La naturaleza misma de los encuadres sometidos a un estricto control formal (casi no hay planos en movimiento, salvo cuando Ida llega en autobús en busca de Wanda o  las dos mujeres se desplazan en coche, y al final con la cámara retrocediendo mientras acompaña el caminar decidido de Ida), pongamos por caso la escena de Wanda bebiendo sola en un bar, destilan -como apunta David Thomson- una idea de pérdida de control, de algo que se está rompiendo en su interior.


Ida es un testigo cuyos pensamientos nos están vedados, pero su sigilo ya nos dice mucho, como la propia actitud corporal. No sabemos muy bien qué pasa por su cabeza, pero nos lo podemos imaginar, y tenemos la convicción de que en la herida de la memoria lleva también consigo (como el propio cineasta) la historia lacerante del propio país.

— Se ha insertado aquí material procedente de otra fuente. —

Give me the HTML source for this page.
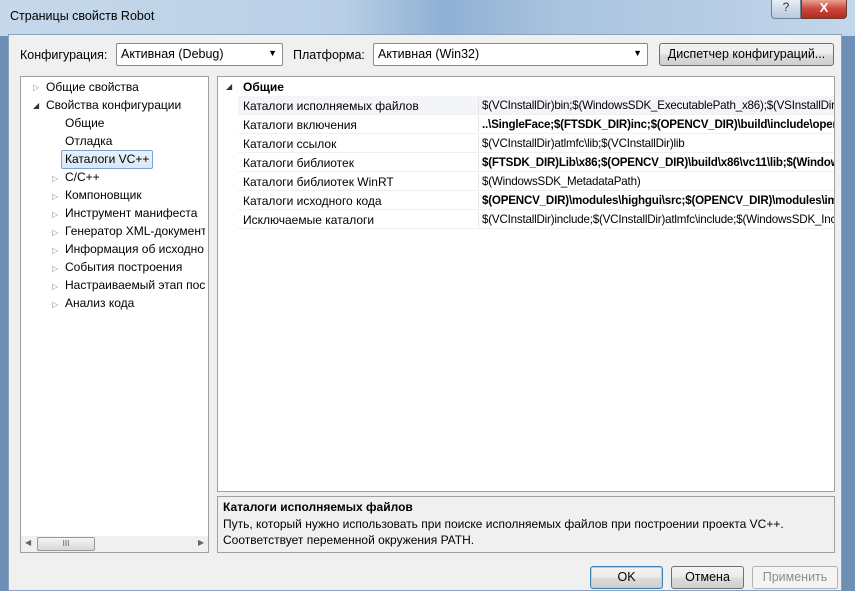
<!DOCTYPE html>
<html><head><meta charset="utf-8"><style>
*{margin:0;padding:0;box-sizing:border-box}
body{width:855px;height:591px;overflow:hidden;position:relative;font-family:"Liberation Sans",sans-serif;font-size:12px;color:#000;background:#6d8fb5}
.a{position:absolute}
.title{left:0;top:0;width:855px;height:36px;background:linear-gradient(90deg,#c6d8ea 0%,#b9cfe6 40%,#8fb0d4 52%,#a9c3de 65%,#c3d6ea 100%)}
.client{left:8px;top:34px;width:834px;height:557px;background:#f0f0f0;border:1px solid #8aa3c0}
.combo{height:23px;background:#fff;border:1px solid #8a8a8a;border-radius:2px;padding:3px 4px;font-size:12.5px}
.combo::after{content:"▼";position:absolute;right:5px;top:4px;font-size:9px}
.btn{height:23px;border:1px solid #707070;border-radius:3px;background:linear-gradient(#f2f2f2 0%,#ebebeb 50%,#dddddd 51%,#cfcfcf 100%);text-align:center;line-height:21px;font-size:12.5px}
.panel{background:#fff;border:1px solid #a0a0a0}
.tr{position:absolute;font-size:12px;white-space:nowrap}
.ar{position:absolute;font-size:8px;color:#8a8a8a}
.row{position:absolute;left:238px;width:596px;height:19px;border-bottom:1px solid #f0f0f0;white-space:nowrap;overflow:hidden}
.row .n{position:absolute;left:5px;top:3px}
.row .v{position:absolute;left:240px;width:356px;overflow:hidden;border-left:1px solid #e6e6e6;padding-left:3px;height:16px;top:1px;padding-top:2px;font-size:11.6px;letter-spacing:-0.2px}
.b{font-weight:bold}
</style></head><body>
<div class="a title"></div>
<div class="a" style="left:10px;top:9px;font-size:12.5px">Страницы свойств Robot</div>
<div class="a" style="left:771px;top:0;width:30px;height:19px;border:1px solid #6d7f99;border-top:none;border-radius:0 0 0 4px;background:linear-gradient(#e6edf5,#b9c9dd);text-align:center;font-size:12px;color:#334">?</div>
<div class="a" style="left:801px;top:0;width:46px;height:19px;border:1px solid #6b3a35;border-top:none;border-radius:0 0 4px 0;background:linear-gradient(#e8a293,#c8473a 50%,#b52b1c);text-align:center;font-weight:bold;color:#fff;font-size:13px">X</div>
<div class="a client"></div>
<div class="a" style="left:20px;top:48px;font-size:12.5px">Конфигурация:</div>
<div class="a combo" style="left:116px;top:43px;width:167px">Активная (Debug)</div>
<div class="a" style="left:293px;top:48px;font-size:12.5px">Платформа:</div>
<div class="a combo" style="left:373px;top:43px;width:275px">Активная (Win32)</div>
<div class="a btn" style="left:659px;top:43px;width:175px">Диспетчер конфигураций...</div>

<div class="a panel" style="left:20px;top:76px;width:189px;height:477px"></div>
<div class="ar" style="left:33px;top:83px">▷</div><div class="tr" style="left:46px;top:80px">Общие свойства</div>
<div class="ar" style="left:33px;top:101px;color:#333">◢</div><div class="tr" style="left:46px;top:98px">Свойства конфигурации</div>
<div class="tr" style="left:65px;top:116px">Общие</div>
<div class="tr" style="left:65px;top:134px">Отладка</div>
<div class="a" style="left:61px;top:150px;width:92px;height:19px;border:1px solid #7da2ce;border-radius:2px;background:linear-gradient(#eaf2fb,#d9e7f7)"></div>
<div class="tr" style="left:65px;top:152px">Каталоги VC++</div>
<div class="ar" style="left:52px;top:174px">▷</div><div class="tr" style="left:65px;top:170px">C/C++</div>
<div class="ar" style="left:52px;top:192px">▷</div><div class="tr" style="left:65px;top:188px">Компоновщик</div>
<div class="ar" style="left:52px;top:210px">▷</div><div class="tr" style="left:65px;top:206px">Инструмент манифеста</div>
<div class="ar" style="left:52px;top:228px">▷</div><div class="tr" style="left:65px;top:224px;width:140px;overflow:hidden">Генератор XML-документ</div>
<div class="ar" style="left:52px;top:246px">▷</div><div class="tr" style="left:65px;top:242px;width:140px;overflow:hidden">Информация об исходно</div>
<div class="ar" style="left:52px;top:264px">▷</div><div class="tr" style="left:65px;top:260px">События построения</div>
<div class="ar" style="left:52px;top:282px">▷</div><div class="tr" style="left:65px;top:278px;width:140px;overflow:hidden">Настраиваемый этап пос</div>
<div class="ar" style="left:52px;top:300px">▷</div><div class="tr" style="left:65px;top:296px">Анализ кода</div>
<div class="a" style="left:21px;top:536px;width:187px;height:16px;background:#f0f0f0"></div>
<div class="a" style="left:25px;top:538px;font-size:8px;color:#666">◀</div>
<div class="a" style="left:198px;top:538px;font-size:8px;color:#666">▶</div>
<div class="a" style="left:37px;top:537px;width:58px;height:14px;border:1px solid #999;border-radius:2px;background:linear-gradient(#f4f4f4,#d8d8d8);font-size:8px;text-align:center;line-height:12px;color:#555">III</div>

<div class="a panel" style="left:217px;top:76px;width:618px;height:416px"></div>
<div class="ar" style="left:226px;top:82px;color:#333">◢</div>
<div class="a b" style="left:243px;top:80px">Общие</div>
<div class="row" style="top:96px;background:#f3f5f8"><span class="n">Каталоги исполняемых файлов</span><span class="v">$(VCInstallDir)bin;$(WindowsSDK_ExecutablePath_x86);$(VSInstallDir)</span></div>
<div class="row" style="top:115px"><span class="n">Каталоги включения</span><span class="v b">..\SingleFace;$(FTSDK_DIR)inc;$(OPENCV_DIR)\build\include\opencv</span></div>
<div class="row" style="top:134px"><span class="n">Каталоги ссылок</span><span class="v">$(VCInstallDir)atlmfc\lib;$(VCInstallDir)lib</span></div>
<div class="row" style="top:153px"><span class="n">Каталоги библиотек</span><span class="v b">$(FTSDK_DIR)Lib\x86;$(OPENCV_DIR)\build\x86\vc11\lib;$(Windows</span></div>
<div class="row" style="top:172px"><span class="n">Каталоги библиотек WinRT</span><span class="v">$(WindowsSDK_MetadataPath)</span></div>
<div class="row" style="top:191px"><span class="n">Каталоги исходного кода</span><span class="v b">$(OPENCV_DIR)\modules\highgui\src;$(OPENCV_DIR)\modules\imgproc</span></div>
<div class="row" style="top:210px"><span class="n">Исключаемые каталоги</span><span class="v">$(VCInstallDir)include;$(VCInstallDir)atlmfc\include;$(WindowsSDK_Inc</span></div>

<div class="a" style="left:217px;top:496px;width:618px;height:57px;border:1px solid #a0a0a0;background:#f0f0f0"></div>
<div class="a b" style="left:223px;top:500px;font-size:12px">Каталоги исполняемых файлов</div>
<div class="a" style="left:223px;top:517px;font-size:12px">Путь, который нужно использовать при поиске исполняемых файлов при построении проекта VC++.</div>
<div class="a" style="left:223px;top:533px;font-size:12px">Соответствует переменной окружения PATH.</div>

<div class="a btn" style="left:590px;top:566px;width:73px;border-color:#3c7fb1;box-shadow:inset 0 0 0 1px #9fd4f5">OK</div>
<div class="a btn" style="left:671px;top:566px;width:73px">Отмена</div>
<div class="a btn" style="left:752px;top:566px;width:86px;color:#8d8d8d;border-color:#adb2b5;background:#f4f4f4">Применить</div>
</body></html>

En Ida se conjuga el secreto, que primero tiene que ver con el pasado de tía y sobrina (el motivo que mueve la trama), pero durante el viaje cobra una dimensión más íntima (la cuestión primordial del relato): ¿quiénes son realmente esas mujeres? A fin y al cabo, como decía David Foster Wallace,
la ficción tiene que ver con lo que significa ser un jodido ser humano.

Una encrucijada de soledades. Una mirada a los adentros, el viaje de Ida.


(Una confesión: esta película me deparó una sorpresa: la completa sintonía -por una (¿y última?) vez- con la reseña de Carlos Boyero en El País, casi hasta en el título, Hipnosis en blanco y negro. Sorpresas te da la vida. O sea, el cine.)